Following the outbreak of the American Revolution, Margaret Kemble Gage took sail for England from Boston in summer 1776, on a ship carrying military widows, orphans and 170 soldiers who were badly wounded in the Battle of Bunker Hill. She was joined by her husband a few months later, who was recalled after the failure of his attempts to resolve divisions with the colonists either by reconciliation or military action. Together with their children, the couple settled in a Portland Place address in London.

Margaret was to outlive Thomas Gage by 36 years. The couple had eleven children, and their first son, the future 3rd Viscount Gage, was born in 1761. Gage's daughter, Charlotte Margaret Gage, married Admiral Sir Charles Ogle.

Descendants of Kemble Gage include:

  • Lieutenant General Sir John Paul Foley (1939) retired British general
  • Henry Hodgetts-Foley (1828–1894) former member of Parliament
  • Montagu Bertie, 6th Earl of Abingdon (1808–1884) British peer and politician
  • John Vereker, 6th Viscount Gort (1886–1946) British military officer and Commander of the British Expeditionary Forces in Europe during World War II up to the Battle of Dunkirk.
  • Gabriella Wilde (1989–) British model and actress

Her brother, Stephen Kemble, was a lieutenant-colonel in the British Army during the Revolution.

She was portrayed by Emily Berrington in the television miniseries Sons of Liberty.

Role in American Revolution

Some historians feel that Margaret Kemble Gage may have been instrumental in causing the first shots to be fired in the American Revolution (the Battle of Lexington and Concord).

In the days leading up to the battle, the Sons of Liberty could see that the British troops in Boston were preparing for something. Dr. Joseph Warren, one of the key leaders of the Sons of Liberty, had a confidential informer, who was well-connected to the British high command. This informer was intended for only the most important matters. The secret informant provided "intelligence of their whole design...to arrest Samuel Adams and John Hancock, who were known to be at Lexington, and burn the colonists' military stores at Concord."

Gen. Gage had hoped to prevent a war. He had planned a secret night march, hoping to move Adams and Hancock elsewhere, as well as the colonial powder and cannon, while the colonists slept.

Instead, Warren, after learning of the plan, dispatched Paul Revere and William Dawes, who set off a chain reaction of alarm riders all across Massachusetts and even to adjoining colonies. Instead of a quiet night mission, the British troops found themselves opposed by thousands of wide-awake, angry, armed colonists.

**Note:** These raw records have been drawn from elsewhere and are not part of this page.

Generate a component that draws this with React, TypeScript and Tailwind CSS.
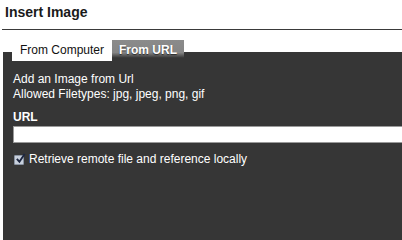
import React from "react";

export default function App() {
  return (
    <div className="min-h-screen flex flex-col bg-white font-['Liberation_Sans',Arial,sans-serif]">
      {/* Header */}
      <div className="pt-[4px] pl-[5px] text-[14px] leading-[17px] font-bold text-[#1a1a1a]">Insert Image</div>
      <div className="mt-[8px] ml-[2px] h-px bg-[#3a3a3a]" />

      {/* Tabs */}
      <div className="relative z-10 mt-[10px] flex pl-[12px] h-[21px] text-[12px] leading-[21px]">
        <div className="px-[8px] bg-white text-[#111]">From Computer</div>
        <div className="px-[7px] font-bold text-white [text-shadow:0_1px_1px_rgba(0,0,0,0.6)] bg-[linear-gradient(to_bottom,#8b8b8b_0%,#858585_60%,#363636_85%)]">
          From URL
        </div>
      </div>

      {/* Panel */}
      <div className="flex-1 -mt-[9px] ml-[3px] bg-[#363636] pl-[10px] pt-[20px] text-[12px] leading-[15px] text-white">
        <div>Add an Image from Url</div>
        <div>Allowed Filetypes: jpg, jpeg, png, gif</div>
        <div className="mt-[8px] font-bold">URL</div>
        <input
          type="text"
          className="mt-[1px] block w-full h-[17px] bg-white border border-r-0 border-[#9a9a9a] outline-none"
        />
        <label className="mt-[9px] flex items-center gap-[5px]">
          <span className="relative ml-[1px] w-[10px] h-[10px] rounded-[1px] bg-[#c8d0dc] border border-[#8a94a3]">
            <svg viewBox="0 0 12 12" className="absolute -top-[3px] left-[0px] w-[11px] h-[11px]">
              <path d="M2 6.5 L4.8 9.5 L10.5 1" fill="none" stroke="#1c2640" strokeWidth="2" />
            </svg>
          </span>
          <span>Retrieve remote file and reference locally</span>
        </label>
      </div>
    </div>
  );
}
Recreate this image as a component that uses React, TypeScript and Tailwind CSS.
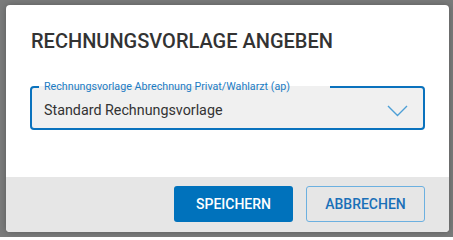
import React from "react";

export default function App() {
  return (
    <div
      className="w-[453px] h-[237px] bg-[#7a7b7b] pt-[5px] pl-[6px]"
      style={{ fontFamily: "Roboto, 'Liberation Sans', sans-serif" }}
    >
      <div className="w-[443px] h-[227px] bg-white rounded-[4px] overflow-hidden flex flex-col shadow-[0_0_6px_rgba(0,0,0,0.25)]">
        <div className="flex-1 px-[24px] pt-[23px]">
          <h1 className="text-[20px] leading-[26px] font-medium text-[#333333] pl-[1px]">
            RECHNUNGSVORLAGE ANGEBEN
          </h1>
          <fieldset className="mt-[26px] h-[50px] border-2 border-[#0a72bd] rounded-[4px] bg-[#f0f0f0] px-[7px] relative">
            <legend className="w-[291px] px-[5px] text-[10.7px] leading-[13px] text-[#1b7cc4]">
              Rechnungsvorlage Abrechnung Privat/Wahlarzt (ap)
            </legend>
            <div className="flex items-center justify-between pl-[5px] pr-[8px] mt-[7px]">
              <span className="text-[14.3px] leading-[20px] text-[#333333]">
                Standard Rechnungsvorlage
              </span>
              <svg width="21" height="12" viewBox="0 0 21 12" className="mt-[1px]">
                <path d="M1 1 L10.5 10.5 L20 1" fill="none" stroke="#4d9fd6" strokeWidth="1.4" />
              </svg>
            </div>
          </fieldset>
        </div>
        <div className="h-[55px] bg-[#e6e6e6] flex items-start justify-end gap-[13px] pt-[9px] pr-[24px]">
          <button className="w-[119px] h-[36px] rounded-[3px] bg-[#0072bc] text-white text-[14px] font-medium">
            SPEICHERN
          </button>
          <button className="w-[119px] h-[36px] rounded-[3px] border border-[#6cb0e0] text-[#1a70b8] text-[14px] font-medium">
            ABBRECHEN
          </button>
        </div>
      </div>
    </div>
  );
}
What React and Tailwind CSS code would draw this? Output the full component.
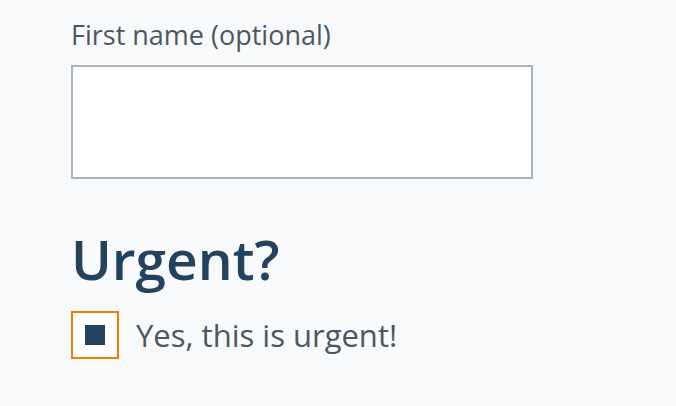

By the end of the day, the British troops were under heavy fire by irate patriots. If Gage had not later sent out an additional 1,000 reinforcements, with cannon, the original British force of 700 would have never made it back to Boston.

It is not known who Warren's secret source was. He kept his secret, and was killed two months later at the Battle of Bunker Hill.

The evidence is slim and circumstantial, but many historians feel that the leading suspect is Margaret Kemble Gage. She was an American, and came from a very prestigious, wealthy family. Her social standing was equal to that of her husband. Gen. Gage's officers called her "Dutchess". She did not make a secret of her divided loyalties and said that "she hoped her husband would never be the instrument of sacrificing the lives of her countrymen".

Gen. Gage stated that he had only told two people of the plan, which was to be kept a "profound secret": his second-in-command, and one other person. Some of the other top British officers suspected that that other person was Gen. Gage's wife.

Prior to this, Gen. Gage had been devoted to his wife, but after the unexpected engagements at Lexington and Concord, he ordered her away from him, and put her on a ship back to England.